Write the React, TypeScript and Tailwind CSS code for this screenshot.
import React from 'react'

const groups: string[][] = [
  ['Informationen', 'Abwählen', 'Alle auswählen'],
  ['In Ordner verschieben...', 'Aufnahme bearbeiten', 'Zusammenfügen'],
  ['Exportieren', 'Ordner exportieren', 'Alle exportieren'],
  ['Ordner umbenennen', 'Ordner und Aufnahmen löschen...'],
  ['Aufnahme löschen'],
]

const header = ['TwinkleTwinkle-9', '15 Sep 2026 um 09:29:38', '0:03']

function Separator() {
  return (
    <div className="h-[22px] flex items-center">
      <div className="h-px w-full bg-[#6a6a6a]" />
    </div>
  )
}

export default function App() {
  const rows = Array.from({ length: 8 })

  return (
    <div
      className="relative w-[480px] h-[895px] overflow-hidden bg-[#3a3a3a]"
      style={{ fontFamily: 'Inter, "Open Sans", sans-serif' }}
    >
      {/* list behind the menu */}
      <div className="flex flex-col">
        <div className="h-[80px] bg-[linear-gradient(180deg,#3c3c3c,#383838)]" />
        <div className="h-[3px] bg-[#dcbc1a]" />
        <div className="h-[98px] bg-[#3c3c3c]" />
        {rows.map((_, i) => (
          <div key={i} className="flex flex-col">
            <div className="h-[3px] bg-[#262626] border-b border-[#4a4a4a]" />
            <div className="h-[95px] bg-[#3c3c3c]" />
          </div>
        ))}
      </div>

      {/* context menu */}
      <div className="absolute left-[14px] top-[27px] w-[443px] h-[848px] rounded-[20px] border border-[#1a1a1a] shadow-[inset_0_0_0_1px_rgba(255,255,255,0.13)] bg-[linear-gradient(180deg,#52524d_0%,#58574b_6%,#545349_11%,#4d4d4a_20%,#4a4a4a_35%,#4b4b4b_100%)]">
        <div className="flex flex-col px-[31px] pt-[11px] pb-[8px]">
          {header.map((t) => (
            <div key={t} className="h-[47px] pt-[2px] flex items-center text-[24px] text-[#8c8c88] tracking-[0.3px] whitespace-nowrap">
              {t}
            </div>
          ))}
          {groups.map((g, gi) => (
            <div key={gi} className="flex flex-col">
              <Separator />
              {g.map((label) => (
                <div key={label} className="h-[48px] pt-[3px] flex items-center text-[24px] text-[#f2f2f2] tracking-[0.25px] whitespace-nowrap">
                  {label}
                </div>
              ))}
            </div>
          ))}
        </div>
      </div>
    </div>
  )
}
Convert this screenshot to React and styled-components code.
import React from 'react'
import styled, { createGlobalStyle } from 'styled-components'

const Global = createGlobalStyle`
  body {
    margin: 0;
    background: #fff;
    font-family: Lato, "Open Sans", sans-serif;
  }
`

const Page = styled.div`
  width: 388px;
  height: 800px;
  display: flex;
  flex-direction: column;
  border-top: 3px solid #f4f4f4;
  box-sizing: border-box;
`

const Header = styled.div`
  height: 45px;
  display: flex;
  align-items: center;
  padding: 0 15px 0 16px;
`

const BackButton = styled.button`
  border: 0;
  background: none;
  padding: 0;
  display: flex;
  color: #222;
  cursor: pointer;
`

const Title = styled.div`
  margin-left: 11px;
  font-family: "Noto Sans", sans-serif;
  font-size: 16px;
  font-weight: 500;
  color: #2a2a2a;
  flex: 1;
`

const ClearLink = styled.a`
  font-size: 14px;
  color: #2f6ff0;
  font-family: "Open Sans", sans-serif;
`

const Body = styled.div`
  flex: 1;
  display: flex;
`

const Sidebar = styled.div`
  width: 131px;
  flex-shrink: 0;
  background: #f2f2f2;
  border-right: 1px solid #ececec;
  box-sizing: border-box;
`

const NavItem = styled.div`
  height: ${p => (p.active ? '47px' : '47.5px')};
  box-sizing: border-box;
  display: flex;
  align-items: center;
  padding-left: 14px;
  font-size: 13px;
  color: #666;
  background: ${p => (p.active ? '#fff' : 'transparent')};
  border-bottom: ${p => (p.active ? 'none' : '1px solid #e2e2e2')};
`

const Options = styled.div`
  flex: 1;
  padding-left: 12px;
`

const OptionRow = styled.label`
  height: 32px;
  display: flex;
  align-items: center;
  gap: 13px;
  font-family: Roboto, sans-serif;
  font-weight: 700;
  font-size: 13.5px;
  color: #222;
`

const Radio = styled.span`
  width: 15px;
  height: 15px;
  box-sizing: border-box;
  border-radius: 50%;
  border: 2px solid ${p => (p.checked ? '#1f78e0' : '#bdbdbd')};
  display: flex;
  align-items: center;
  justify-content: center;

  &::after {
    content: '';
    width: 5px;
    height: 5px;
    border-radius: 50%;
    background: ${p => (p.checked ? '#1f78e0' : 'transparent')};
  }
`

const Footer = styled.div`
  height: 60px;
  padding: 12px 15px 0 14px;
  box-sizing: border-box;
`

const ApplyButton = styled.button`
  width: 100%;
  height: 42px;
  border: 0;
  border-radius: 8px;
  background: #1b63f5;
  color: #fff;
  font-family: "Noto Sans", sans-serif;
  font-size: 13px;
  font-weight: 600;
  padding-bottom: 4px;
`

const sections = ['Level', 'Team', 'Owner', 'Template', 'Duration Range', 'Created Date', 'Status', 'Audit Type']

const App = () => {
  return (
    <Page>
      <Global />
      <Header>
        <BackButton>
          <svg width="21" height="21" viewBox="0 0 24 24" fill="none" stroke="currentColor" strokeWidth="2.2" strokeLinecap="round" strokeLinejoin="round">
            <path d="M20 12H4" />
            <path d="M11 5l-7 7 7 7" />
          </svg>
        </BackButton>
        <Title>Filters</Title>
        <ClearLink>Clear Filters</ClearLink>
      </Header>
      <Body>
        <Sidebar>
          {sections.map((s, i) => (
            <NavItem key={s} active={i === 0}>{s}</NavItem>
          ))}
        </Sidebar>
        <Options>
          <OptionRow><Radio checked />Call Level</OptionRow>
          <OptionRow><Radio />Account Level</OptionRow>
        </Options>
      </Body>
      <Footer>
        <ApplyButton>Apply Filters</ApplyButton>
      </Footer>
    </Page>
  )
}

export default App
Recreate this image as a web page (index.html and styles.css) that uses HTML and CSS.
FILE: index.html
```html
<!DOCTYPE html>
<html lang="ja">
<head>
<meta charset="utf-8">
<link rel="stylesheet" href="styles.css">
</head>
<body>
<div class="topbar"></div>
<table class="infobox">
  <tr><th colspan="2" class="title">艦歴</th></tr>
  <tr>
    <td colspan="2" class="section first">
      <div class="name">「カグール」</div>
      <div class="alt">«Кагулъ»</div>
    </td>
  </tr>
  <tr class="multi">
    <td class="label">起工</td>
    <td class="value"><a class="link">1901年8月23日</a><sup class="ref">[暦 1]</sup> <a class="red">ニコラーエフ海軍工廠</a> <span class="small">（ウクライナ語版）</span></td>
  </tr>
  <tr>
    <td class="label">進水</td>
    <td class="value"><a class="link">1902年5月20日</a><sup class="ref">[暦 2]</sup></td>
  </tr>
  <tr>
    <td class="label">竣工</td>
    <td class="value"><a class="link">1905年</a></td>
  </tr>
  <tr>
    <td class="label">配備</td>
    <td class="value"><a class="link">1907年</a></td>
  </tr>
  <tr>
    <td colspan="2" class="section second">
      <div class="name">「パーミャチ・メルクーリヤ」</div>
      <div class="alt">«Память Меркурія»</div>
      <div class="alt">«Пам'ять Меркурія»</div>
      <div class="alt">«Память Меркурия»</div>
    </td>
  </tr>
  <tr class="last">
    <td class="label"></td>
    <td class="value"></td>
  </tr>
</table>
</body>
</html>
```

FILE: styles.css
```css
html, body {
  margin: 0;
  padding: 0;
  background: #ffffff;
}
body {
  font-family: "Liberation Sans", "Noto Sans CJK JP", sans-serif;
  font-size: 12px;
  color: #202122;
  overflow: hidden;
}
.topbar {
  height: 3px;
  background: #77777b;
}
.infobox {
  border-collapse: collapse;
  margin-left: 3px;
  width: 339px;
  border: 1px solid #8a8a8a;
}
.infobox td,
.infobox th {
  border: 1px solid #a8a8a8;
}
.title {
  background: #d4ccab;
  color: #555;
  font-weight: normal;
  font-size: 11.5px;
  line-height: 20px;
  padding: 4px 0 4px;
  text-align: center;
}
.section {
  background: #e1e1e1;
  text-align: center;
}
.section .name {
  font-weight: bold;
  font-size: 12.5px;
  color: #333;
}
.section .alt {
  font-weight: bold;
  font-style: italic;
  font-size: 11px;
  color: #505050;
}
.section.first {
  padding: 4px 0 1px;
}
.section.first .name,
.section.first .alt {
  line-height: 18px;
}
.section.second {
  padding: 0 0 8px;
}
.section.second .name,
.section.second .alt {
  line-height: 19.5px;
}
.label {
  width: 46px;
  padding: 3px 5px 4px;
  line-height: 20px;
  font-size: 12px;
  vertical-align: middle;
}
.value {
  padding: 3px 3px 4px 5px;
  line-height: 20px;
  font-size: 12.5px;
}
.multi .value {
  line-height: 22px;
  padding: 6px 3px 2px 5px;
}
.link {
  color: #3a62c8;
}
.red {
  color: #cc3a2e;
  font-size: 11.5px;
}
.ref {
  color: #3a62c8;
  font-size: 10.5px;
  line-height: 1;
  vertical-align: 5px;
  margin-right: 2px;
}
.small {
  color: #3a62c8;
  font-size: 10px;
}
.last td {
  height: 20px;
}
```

EXERCISE DETAILS ▸
Copy out every line where the word "code" occurs.

REPLY TO THE TASK ▸
Write the React, TypeScript and Tailwind CSS code for this screenshot.
Convert this screenshot to React and styled-components code.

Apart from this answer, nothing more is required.